As a player he was a defender from 1992, until 2012. He notably played over 100 league matches each for Leyton Orient, Lincoln City and Swansea City. He also played in the English Football League for Barnsley, Brentford, Cambridge United, Bristol Rovers and Chesterfield. He also played Non-League football for Saffron Walden Town, Kettering Town, Darlington and Boston United. Born in England, he was capped seven times by the Trinidad and Tobago national team.

==Club career==

===Leyton Orient===
Austin began his career at non-League Saffron Walden Town before joining Leyton Orient in August 1993 for a fee of £11,000, for whom he made 119 League and cup appearances in three seasons, scoring four goals.

===Lincoln City===
He moved to Lincoln City in July 1996, for a fee of £30,000, making 146 appearances.
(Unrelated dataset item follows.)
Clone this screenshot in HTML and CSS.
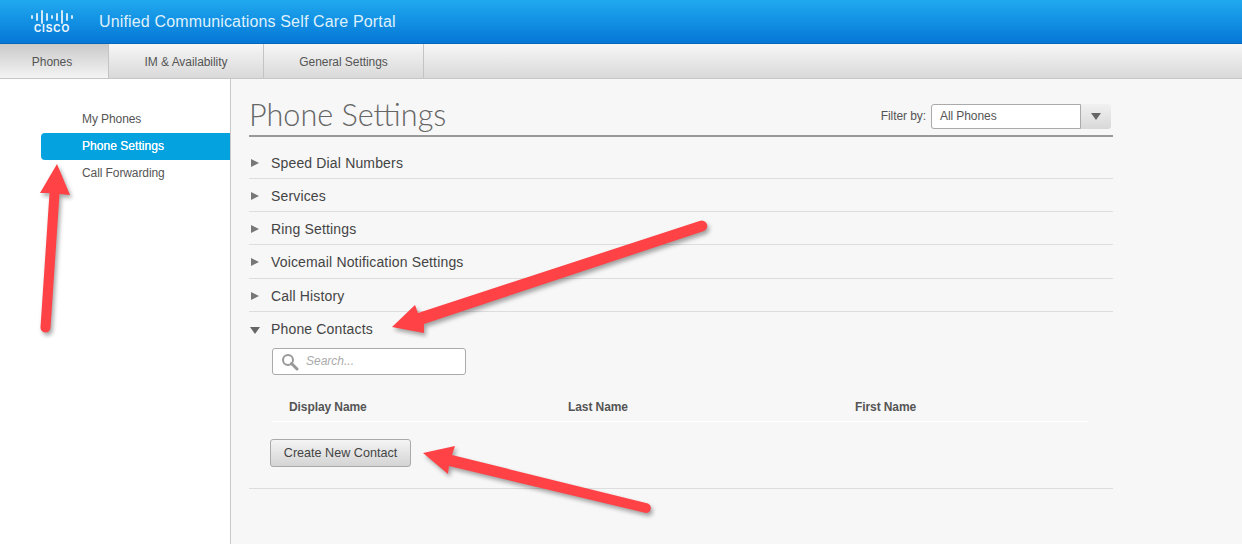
FILE: index.html
```html
<!DOCTYPE html>
<html lang="en">
<head>
<meta charset="utf-8">
<title>Unified Communications Self Care Portal</title>
<link rel="stylesheet" href="styles.css">
</head>
<body>
<div class="app">
  <header class="topbar">
    <svg class="logo" viewBox="0 0 44 24" width="44" height="24" aria-label="Cisco logo">
      <g class="bars">
        <path d="M2 6v2M7 4v6M12 1v12M17 4v6M22 6v2M27 4v6M32 1v12M37 4v6M42 6v2"/>
      </g>
    </svg>
    <span class="logo-word">CISCO</span>
    <h1 class="portal-title">Unified Communications Self Care Portal</h1>
  </header>
  <nav class="tabs">
    <a class="tab tab-active">Phones</a>
    <a class="tab tab-im">IM &amp; Availability</a>
    <a class="tab tab-gen">General Settings</a>
  </nav>
  <div class="body-row">
    <aside class="side">
      <a class="side-item">My Phones</a>
      <a class="side-item side-active">Phone Settings</a>
      <a class="side-item">Call Forwarding</a>
    </aside>
    <main class="main">
      <div class="title-row">
        <h2 class="page-title">Phone Settings</h2>
        <div class="filter">
          <span class="filter-label">Filter by:</span>
          <div class="select">
            <span class="select-value">All Phones</span>
            <span class="select-btn"><i class="tri-down"></i></span>
          </div>
        </div>
      </div>
      <section class="acc acc-first"><i class="tri-right"></i><span>Speed Dial Numbers</span></section>
      <section class="acc"><i class="tri-right"></i><span>Services</span></section>
      <section class="acc"><i class="tri-right"></i><span>Ring Settings</span></section>
      <section class="acc acc-tall"><i class="tri-right"></i><span>Voicemail Notification Settings</span></section>
      <section class="acc"><i class="tri-right"></i><span>Call History</span></section>
      <section class="open">
        <div class="open-head"><i class="tri-down"></i><span>Phone Contacts</span></div>
        <div class="search">
          <svg width="18" height="18" viewBox="0 0 18 18" class="search-icon"><circle cx="7" cy="7" r="5" fill="none" stroke="#999" stroke-width="2"/><path d="M10.500 10.500L16 16" stroke="#999" stroke-width="3" stroke-linecap="round"/></svg>
          <span class="search-text">Search...</span>
        </div>
        <div class="cols">
          <span class="col col-a">Display Name</span>
          <span class="col col-b">Last Name</span>
          <span class="col">First Name</span>
        </div>
        <button class="create">Create New Contact</button>
      </section>
    </main>
  </div>
</div>
<svg class="arrows" width="1242" height="544" viewBox="0 0 1242 544">
  <g class="arrow-set">
    <path d="M57 164L70 195L59.500 194L50.500 328A5 5 0 0 1 40.500 327L49.500 193L40 193Z"/>
    <path d="M392 327L415 305L418 313L699.500 221A5 5 0 0 1 704 231L424 324L424 333Z"/>
    <path d="M423 453L455 446L452 455L648 503.500A5 5 0 0 1 646 513L449 466L448 474Z"/>
  </g>
</svg>
</body>
</html>
```
FILE: styles.css
```css
* { box-sizing: border-box; }
html, body { margin: 0; padding: 0; height: 544px; overflow: hidden; background: #fff; }
body { font-family: "Liberation Sans", Arial, sans-serif; color: #444; position: relative; }
.app { display: flex; flex-direction: column; height: 544px; }

.topbar { height: 44px; background: linear-gradient(#20a9ef, #0577d6); display: flex; align-items: center; padding-left: 99px; position: relative; border-bottom: 1px solid #0567b8; }
.logo { position: absolute; left: 30px; top: 10px; }
.bars path { stroke: #e4f3fc; stroke-width: 1.800; fill: none; stroke-linecap: round; }
.logo-word { position: absolute; left: 34px; top: 23px; font-size: 10px; font-weight: 700; letter-spacing: 0.900px; color: #eef8fe; line-height: 12px; }
.portal-title { margin: 0; font-size: 16px; font-weight: 400; letter-spacing: 0.150px; color: #dff1fc; white-space: nowrap; }

.tabs { height: 35px; display: flex; background: linear-gradient(#f6f6f6, #d9d9d9); border-bottom: 1px solid #c6c6c6; }
.tab { display: flex; align-items: center; justify-content: center; font-size: 12px; letter-spacing: -0.060px; color: #555; border-right: 1px solid #c4c4c4; height: 34px; padding-top: 2px; }
.tab-active { width: 109px; background: linear-gradient(#c9c9c9, #f4f4f4); padding-right: 4px; }
.tab-im { width: 155px; }
.tab-gen { width: 160px; }

.body-row { flex: 1; display: flex; min-height: 0; }
.side { width: 231px; background: #fff; border-right: 1px solid #c9c9c9; padding: 27px 0 0 41px; display: flex; flex-direction: column; }
.side-item { height: 27px; padding-left: 41px; font-size: 12px; letter-spacing: -0.090px; line-height: 27px; color: #555; }
.side-active { background: #04a3e0; color: #fff; letter-spacing: 0.040px; text-shadow: 0 0 .6px #fff; border-radius: 4px 0 0 4px; }

.main { width: 1011px; background: #f7f7f7; padding: 0 129px 0 18px; display: flex; flex-direction: column; }
.title-row { height: 58px; border-bottom: 2px solid #999; display: flex; justify-content: space-between; padding-top: 16px; }
.page-title { margin: 0; font-family: Lato, sans-serif; font-weight: 300; font-size: 30.600px; line-height: 40px; color: #666; }
.filter { display: flex; align-items: flex-start; padding-top: 9px; margin-right: 2px; }
.filter-label { font-size: 12px; letter-spacing: -0.080px; line-height: 24px; color: #555; margin-right: 5px; }
.select { width: 180px; height: 25px; display: flex; border-radius: 3px; background: linear-gradient(#f1f1f1, #d8d8d8); }
.select-value { width: 150px; background: #fff; border: 1px solid #aaa; border-radius: 3px 0 0 3px; font-size: 12px; letter-spacing: -0.080px; line-height: 23px; padding-left: 8px; color: #555; }
.select-btn { flex: 1; display: flex; align-items: center; justify-content: center; }

.tri-right { width: 0; height: 0; border-left: 8px solid #777; border-top: 4.500px solid transparent; border-bottom: 4.500px solid transparent; margin-right: 12px; flex: none; }
.tri-down { display: block; width: 0; height: 0; border-top: 7px solid #666; border-left: 5px solid transparent; border-right: 5px solid transparent; flex: none; }

.acc { height: 33px; display: flex; align-items: center; border-bottom: 1px solid #ddd; font-size: 14px; color: #444; padding: 2px 0 0 2px; letter-spacing: 0.160px; }
.acc-first { margin-top: 9px; }
.acc-tall { height: 34px; padding-top: 1px; padding-bottom: 1px; }
.open { height: 177px; border-bottom: 1px solid #ddd; display: flex; flex-direction: column; align-items: flex-start; }
.open-head { height: 34px; display: flex; align-items: center; font-size: 14px; color: #444; padding-left: 1px; letter-spacing: 0.160px; }
.open-head .tri-down { margin-right: 11px; margin-top: 2px; }
.search { margin: 2px 0 0 23px; width: 194px; height: 27px; background: #fff; border: 1px solid #aaa; border-radius: 3px; display: flex; align-items: center; padding-left: 8px; }
.search-icon { margin-right: 7px; }
.search-text { font-size: 12px; font-style: italic; color: #aaa; margin-top: -2px; }
.cols { margin: 19px 0 0 22px; width: 818px; height: 28px; border-bottom: 1px solid #fff; display: flex; padding-left: 18px; font-size: 12px; font-weight: 700; letter-spacing: -0.090px; color: #555; line-height: 26px; }
.col-a { width: 279px; }
.col-b { width: 287px; }
.create { margin: 17px 0 0 21px; width: 141px; height: 28px; border: 1px solid #aaa; border-radius: 3px; background: linear-gradient(#f4f4f4, #d4d4d4); font-family: inherit; font-size: 12.600px; color: #444; padding: 0; }

.arrows { position: absolute; left: 0; top: 0; pointer-events: none; }
.arrow-set { fill: #ff4246; filter: drop-shadow(2px 3px 2px rgba(0,0,0,.35)); }
```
A firm favourite during his time at Sincil Bank, Kevin was voted number 56 in Lincoln's 100 league legends in June 2007.

===Barnsley===
Austin moved to Barnsley in July 1999 on a Bosman free transfer, but in only his fifth match for Barnsley and ironically against Lincoln in the League Cup, he suffered a serious Achilles tendon injury that kept him out of action for the remainder of the season. He only made one further appearance for Barnsley; in a League Cup tie against Rotherham United in August 2000. Returning to fitness, Austin was loaned to Brentford and also linked up with Trinidad and Tobago, making his one and only appearance for the Warriors in a 1–0 2002 World Cup qualifying win over Panama in Port of Spain in November 2000. However, he was then sidelined by a recurrence of his Achilles tendon injury picked up on international duty in the Cayman Islands. A proposed move to Oxford United in January 2001 fell through when he failed a medical and he was released by Barnsley in the summer of 2001.

===Cambridge United===
He linked up with his old manager John Beck at Cambridge United but continued to be bedevilled by injury and he agreed to cancel his contract with them in March 2002.

===Kettering Town===
He spent the remainder of the season with Kettering Town, making his debut against Folkestone on 30 March 2002 and going on to make three appearances.

===Bristol Rovers===
In the summer of 2002, Bristol Rovers appointed John Still as their assistant manager and Still, who had worked with Austin at Lincoln, invited him for pre-season training. Austin impressed sufficiently to earn a contract and he returned to both full fitness and regular first-team football, making a total of 61 appearances.

===Swansea City===
In June 2004, he moved across the Severn Bridge to Swansea City. Austin missed making his home début game for Swansea against Cheltenham on 21 August 2004 when he was caught in a traffic jam on the M4 while travelling from his Bristol home. In all competitions, to the end of the 2007/08 season, Austin made 139 appearances for Swansea City (with a further eleven as substitute).

===Chesterfield===
Austin moved to League Two outfit Chesterfield in June 2008 on a two-year deal.

===Darlington===
Austin then joined Conference Premier side Darlington after his spell at Chesterfield.

===Boston United===
He went on loan to Conference North club Boston United, until the end of the season 2010–11. He joined Boston on a permanent deal after being released by Darlington following the end of the season. He left the club at the end of the season.

==International career==
He was eligible to play for either England or Trinidad and Tobago at international level and chose to play for the latter against Panama in 2000.

==Coaching career==
In September 2016 he joined Scunthorpe United as a youth team coach.

==Style of play ==
Austin was a centre-half who was also utilised as a full-back. Standing at 6'1", he was an imposing figure, dubbed "The Doorman".

==Honours==
Swansea City
- Football League Trophy: 2005–06

==Death==
Austin was diagnosed with pancreatic cancer in April 2017. He died on 23 November 2018, aged 45.